# What is asked
Omit all images. Write out the rest of the material exactly.

⁂

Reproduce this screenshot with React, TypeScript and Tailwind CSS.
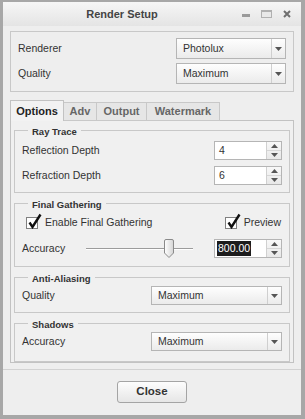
import React from "react";

function DropDown({ value, className = "" }: { value: string; className?: string }) {
  return (
    <div className={`flex border border-[#b5b5b5] bg-linear-to-b from-[#fefefe] to-[#ebebeb] ${className}`}>
      <div className="flex flex-1 items-center pl-[6px] text-[10.5px] text-[#333]">{value}</div>
      <div className="flex w-[14px] items-center justify-center border-l border-[#cfcfcf]">
        <svg width="7" height="4" viewBox="0 0 7 4">
          <path d="M0 0h7L3.5 4z" fill="#555" />
        </svg>
      </div>
    </div>
  );
}

function SpinBox({ value, selected = false }: { value: string; selected?: boolean }) {
  return (
    <div className="flex h-[19px] w-[68px] border border-[#b5b5b5] bg-white">
      <div className="flex flex-1 items-center pl-[2px] text-[10.5px] text-[#333]">
        {selected ? <span className="bg-[#1c1c1c] px-px leading-[15px] text-white">{value}</span> : <span className="pl-[2px]">{value}</span>}
      </div>
      <div className="flex w-[15px] flex-col border-l border-[#d0d0d0] bg-linear-to-b from-[#f8f8f8] to-[#e8e8e8]">
        <div className="flex flex-1 items-center justify-center border-b border-[#d6d6d6]">
          <svg width="7" height="4" viewBox="0 0 7 4">
            <path d="M0 4h7L3.5 0z" fill="#555" />
          </svg>
        </div>
        <div className="flex flex-1 items-center justify-center">
          <svg width="7" height="4" viewBox="0 0 7 4">
            <path d="M0 0h7L3.5 4z" fill="#555" />
          </svg>
        </div>
      </div>
    </div>
  );
}

function CheckBox({ label }: { label: string }) {
  return (
    <label className="flex items-center gap-[7px] text-[10.5px] text-[#333]">
      <span className="relative h-[12px] w-[12px] border border-[#808080] bg-white">
        <svg className="absolute -top-[5px] left-[1px]" width="14" height="16" viewBox="0 0 14 16">
          <path d="M1.5 9.5 L4.5 14 L12.5 1.5" fill="none" stroke="#111" strokeWidth="2.4" strokeLinejoin="miter" />
        </svg>
      </span>
      {label}
    </label>
  );
}

function Group({ title, className = "", children }: { title: string; className?: string; children: React.ReactNode }) {
  return (
    <fieldset className={`border border-[#c8c8c8] px-[7px] ${className}`}>
      <legend className="ml-[6px] h-[12px] px-[4px] text-[9.5px] leading-[16px] font-bold text-[#333]">{title}</legend>
      {children}
    </fieldset>
  );
}

export default function App() {
  return (
    <div className="h-[419px] w-[305px] border-t-[2px] border-r-[4px] border-b-[4px] border-l-[3px] border-[#a7a7a7] bg-[#eeeeee] font-['Liberation_Sans',Arial,sans-serif]">
      {/* Title bar */}
      <div className="flex h-[24px] items-center bg-linear-to-b from-[#f6f6f6] to-[#e4e4e4]">
        <div className="flex-1 text-center text-[11px] font-bold text-[#444]">Render Setup</div>
        <div className="flex w-[60px] items-center gap-[11px] pl-[1px]">
          <span className="mt-[2px] h-[3px] w-[8px] bg-[#9a9a9a]" />
          <span className="h-[8px] w-[11px] border border-[#b0b0b0] border-t-[2px] bg-[#e8e8e8]" />
          <svg width="8" height="8" viewBox="0 0 8 8">
            <path d="M1 1L7 7M7 1L1 7" stroke="#6f6f6f" strokeWidth="2" />
          </svg>
        </div>
      </div>

      <div className="px-[7px]">
        {/* Renderer / Quality */}
        <div className="mt-[5px] flex flex-col gap-[4px] border border-[#c8c8c8] pt-[6px] pr-[7px] pb-[7px] pl-[7px] text-[10.5px] text-[#333]">
          <div className="flex items-center justify-between">
            <span>Renderer</span>
            <DropDown value="Photolux" className="h-[21px] w-[110px]" />
          </div>
          <div className="flex items-center justify-between">
            <span>Quality</span>
            <DropDown value="Maximum" className="h-[21px] w-[110px]" />
          </div>
        </div>

        {/* Tabs */}
        <div className="mt-[8px] flex h-[21px] items-end">
          <div className="flex h-[21px] w-[54px] items-center justify-center border border-b-0 border-[#c2c2c2] bg-[#f2f2f2] text-[11px] font-bold text-[#222]">
            Options
          </div>
          <div className="flex h-[19px] w-[33px] items-center justify-center border-t border-r border-b border-[#c8c8c8] bg-[#e6e6e6] text-[11px] font-bold text-[#666]">
            Adv
          </div>
          <div className="flex h-[19px] w-[50px] items-center justify-center border-t border-r border-b border-[#c8c8c8] bg-[#e6e6e6] text-[11px] font-bold text-[#666]">
            Output
          </div>
          <div className="flex h-[19px] w-[73px] items-center justify-center border-t border-r border-b border-[#c8c8c8] bg-[#e6e6e6] text-[11px] font-bold text-[#666]">
            Watermark
          </div>
          <div className="flex-1 border-b border-[#c2c2c2]" />
        </div>

        {/* Tab panel */}
        <div className="h-[242px] border border-t-0 border-[#c2c2c2] bg-[#f0f0f0] px-[3px] pt-[3px] text-[10.5px] text-[#333]">
          <Group title="Ray Trace" className="pt-[5px] pb-[7px]">
            <div className="flex flex-col gap-[6px]">
              <div className="flex items-center justify-between">
                <span>Reflection Depth</span>
                <SpinBox value="4" />
              </div>
              <div className="flex items-center justify-between">
                <span>Refraction Depth</span>
                <SpinBox value="6" />
              </div>
            </div>
          </Group>

          <Group title="Final Gathering" className="mt-[4px] pt-[6px] pb-[8px]">
            <div className="flex h-[16px] items-center justify-between pl-[4px] pr-[1px]">
              <CheckBox label="Enable Final Gathering" />
              <CheckBox label="Preview" />
            </div>
            <div className="mt-[8px] flex items-center">
              <span className="w-[64px]">Accuracy</span>
              <div className="relative flex h-[19px] w-[107px] items-center">
                <div className="h-[2px] w-full border-t border-[#9c9c9c] bg-white" />
                <svg className="absolute top-0 left-[78px]" width="10" height="19" viewBox="0 0 10 19">
                  <defs>
                    <linearGradient id="thumb" x1="0" y1="0" x2="1" y2="0">
                      <stop offset="0" stopColor="#ffffff" />
                      <stop offset="1" stopColor="#d4d4d4" />
                    </linearGradient>
                  </defs>
                  <path d="M2 0.5h6a1.5 1.5 0 0 1 1.5 1.5v12l-4.5 4.5l-4.5-4.5v-12a1.5 1.5 0 0 1 1.5-1.5z" fill="url(#thumb)" stroke="#8a8a8a" />
                </svg>
              </div>
              <div className="flex-1" />
              <SpinBox value="800.00" selected />
            </div>
          </Group>

          <Group title="Anti-Aliasing" className="mt-[4px] pt-[3px] pb-[7px]">
            <div className="flex items-center justify-between">
              <span>Quality</span>
              <DropDown value="Maximum" className="h-[19px] w-[131px]" />
            </div>
          </Group>

          <Group title="Shadows" className="mt-[4px] pt-[3px] pb-[10px]">
            <div className="flex items-center justify-between">
              <span>Accuracy</span>
              <DropDown value="Maximum" className="h-[19px] w-[131px]" />
            </div>
          </Group>
        </div>
      </div>

      {/* Footer */}
      <div className="mt-[6px] flex justify-center border-t border-[#d2d2d2] pt-[11px]">
        <button
          type="button"
          className="h-[22px] w-[70px] rounded-[3px] border border-[#a4a4a4] bg-linear-to-b from-[#fdfdfd] to-[#e6e6e6] text-[11.5px] font-bold text-[#333]"
        >
          Close
        </button>
      </div>
    </div>
  );
}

⁂

# Answer for the task
Reproduce this screenshot with React, TypeScript and Tailwind CSS.
import React from "react";

function DropDown({ value, className = "" }: { value: string; className?: string }) {
  return (
    <div className={`flex border border-[#b5b5b5] bg-linear-to-b from-[#fefefe] to-[#ebebeb] ${className}`}>
      <div className="flex flex-1 items-center pl-[6px] text-[10.5px] text-[#333]">{value}</div>
      <div className="flex w-[14px] items-center justify-center border-l border-[#cfcfcf]">
        <svg width="7" height="4" viewBox="0 0 7 4">
          <path d="M0 0h7L3.5 4z" fill="#555" />
        </svg>
      </div>
    </div>
  );
}

function SpinBox({ value, selected = false }: { value: string; selected?: boolean }) {
  return (
    <div className="flex h-[19px] w-[68px] border border-[#b5b5b5] bg-white">
      <div className="flex flex-1 items-center pl-[2px] text-[10.5px] text-[#333]">
        {selected ? <span className="bg-[#1c1c1c] px-px leading-[15px] text-white">{value}</span> : <span className="pl-[2px]">{value}</span>}
      </div>
      <div className="flex w-[15px] flex-col border-l border-[#d0d0d0] bg-linear-to-b from-[#f8f8f8] to-[#e8e8e8]">
        <div className="flex flex-1 items-center justify-center border-b border-[#d6d6d6]">
          <svg width="7" height="4" viewBox="0 0 7 4">
            <path d="M0 4h7L3.5 0z" fill="#555" />
          </svg>
        </div>
        <div className="flex flex-1 items-center justify-center">
          <svg width="7" height="4" viewBox="0 0 7 4">
            <path d="M0 0h7L3.5 4z" fill="#555" />
          </svg>
        </div>
      </div>
    </div>
  );
}

function CheckBox({ label }: { label: string }) {
  return (
    <label className="flex items-center gap-[7px] text-[10.5px] text-[#333]">
      <span className="relative h-[12px] w-[12px] border border-[#808080] bg-white">
        <svg className="absolute -top-[5px] left-[1px]" width="14" height="16" viewBox="0 0 14 16">
          <path d="M1.5 9.5 L4.5 14 L12.5 1.5" fill="none" stroke="#111" strokeWidth="2.4" strokeLinejoin="miter" />
        </svg>
      </span>
      {label}
    </label>
  );
}

function Group({ title, className = "", children }: { title: string; className?: string; children: React.ReactNode }) {
  return (
    <fieldset className={`border border-[#c8c8c8] px-[7px] ${className}`}>
      <legend className="ml-[6px] h-[12px] px-[4px] text-[9.5px] leading-[16px] font-bold text-[#333]">{title}</legend>
      {children}
    </fieldset>
  );
}

export default function App() {
  return (
    <div className="h-[419px] w-[305px] border-t-[2px] border-r-[4px] border-b-[4px] border-l-[3px] border-[#a7a7a7] bg-[#eeeeee] font-['Liberation_Sans',Arial,sans-serif]">
      {/* Title bar */}
      <div className="flex h-[24px] items-center bg-linear-to-b from-[#f6f6f6] to-[#e4e4e4]">
        <div className="flex-1 text-center text-[11px] font-bold text-[#444]">Render Setup</div>
        <div className="flex w-[60px] items-center gap-[11px] pl-[1px]">
          <span className="mt-[2px] h-[3px] w-[8px] bg-[#9a9a9a]" />
          <span className="h-[8px] w-[11px] border border-[#b0b0b0] border-t-[2px] bg-[#e8e8e8]" />
          <svg width="8" height="8" viewBox="0 0 8 8">
            <path d="M1 1L7 7M7 1L1 7" stroke="#6f6f6f" strokeWidth="2" />
          </svg>
        </div>
      </div>

      <div className="px-[7px]">
        {/* Renderer / Quality */}
        <div className="mt-[5px] flex flex-col gap-[4px] border border-[#c8c8c8] pt-[6px] pr-[7px] pb-[7px] pl-[7px] text-[10.5px] text-[#333]">
          <div className="flex items-center justify-between">
            <span>Renderer</span>
            <DropDown value="Photolux" className="h-[21px] w-[110px]" />
          </div>
          <div className="flex items-center justify-between">
            <span>Quality</span>
            <DropDown value="Maximum" className="h-[21px] w-[110px]" />
          </div>
        </div>

        {/* Tabs */}
        <div className="mt-[8px] flex h-[21px] items-end">
          <div className="flex h-[21px] w-[54px] items-center justify-center border border-b-0 border-[#c2c2c2] bg-[#f2f2f2] text-[11px] font-bold text-[#222]">
            Options
          </div>
          <div className="flex h-[19px] w-[33px] items-center justify-center border-t border-r border-b border-[#c8c8c8] bg-[#e6e6e6] text-[11px] font-bold text-[#666]">
            Adv
          </div>
          <div className="flex h-[19px] w-[50px] items-center justify-center border-t border-r border-b border-[#c8c8c8] bg-[#e6e6e6] text-[11px] font-bold text-[#666]">
            Output
          </div>
          <div className="flex h-[19px] w-[73px] items-center justify-center border-t border-r border-b border-[#c8c8c8] bg-[#e6e6e6] text-[11px] font-bold text-[#666]">
            Watermark
          </div>
          <div className="flex-1 border-b border-[#c2c2c2]" />
        </div>

        {/* Tab panel */}
        <div className="h-[242px] border border-t-0 border-[#c2c2c2] bg-[#f0f0f0] px-[3px] pt-[3px] text-[10.5px] text-[#333]">
          <Group title="Ray Trace" className="pt-[5px] pb-[7px]">
            <div className="flex flex-col gap-[6px]">
              <div className="flex items-center justify-between">
                <span>Reflection Depth</span>
                <SpinBox value="4" />
              </div>
              <div className="flex items-center justify-between">
                <span>Refraction Depth</span>
                <SpinBox value="6" />
              </div>
            </div>
          </Group>

          <Group title="Final Gathering" className="mt-[4px] pt-[6px] pb-[8px]">
            <div className="flex h-[16px] items-center justify-between pl-[4px] pr-[1px]">
              <CheckBox label="Enable Final Gathering" />
              <CheckBox label="Preview" />
            </div>
            <div className="mt-[8px] flex items-center">
              <span className="w-[64px]">Accuracy</span>
              <div className="relative flex h-[19px] w-[107px] items-center">
                <div className="h-[2px] w-full border-t border-[#9c9c9c] bg-white" />
                <svg className="absolute top-0 left-[78px]" width="10" height="19" viewBox="0 0 10 19">
                  <defs>
                    <linearGradient id="thumb" x1="0" y1="0" x2="1" y2="0">
                      <stop offset="0" stopColor="#ffffff" />
                      <stop offset="1" stopColor="#d4d4d4" />
                    </linearGradient>
                  </defs>
                  <path d="M2 0.5h6a1.5 1.5 0 0 1 1.5 1.5v12l-4.5 4.5l-4.5-4.5v-12a1.5 1.5 0 0 1 1.5-1.5z" fill="url(#thumb)" stroke="#8a8a8a" />
                </svg>
              </div>
              <div className="flex-1" />
              <SpinBox value="800.00" selected />
            </div>
          </Group>

          <Group title="Anti-Aliasing" className="mt-[4px] pt-[3px] pb-[7px]">
            <div className="flex items-center justify-between">
              <span>Quality</span>
              <DropDown value="Maximum" className="h-[19px] w-[131px]" />
            </div>
          </Group>

          <Group title="Shadows" className="mt-[4px] pt-[3px] pb-[10px]">
            <div className="flex items-center justify-between">
              <span>Accuracy</span>
              <DropDown value="Maximum" className="h-[19px] w-[131px]" />
            </div>
          </Group>
        </div>
      </div>

      {/* Footer */}
      <div className="mt-[6px] flex justify-center border-t border-[#d2d2d2] pt-[11px]">
        <button
          type="button"
          className="h-[22px] w-[70px] rounded-[3px] border border-[#a4a4a4] bg-linear-to-b from-[#fdfdfd] to-[#e6e6e6] text-[11.5px] font-bold text-[#333]"
        >
          Close
        </button>
      </div>
    </div>
  );
}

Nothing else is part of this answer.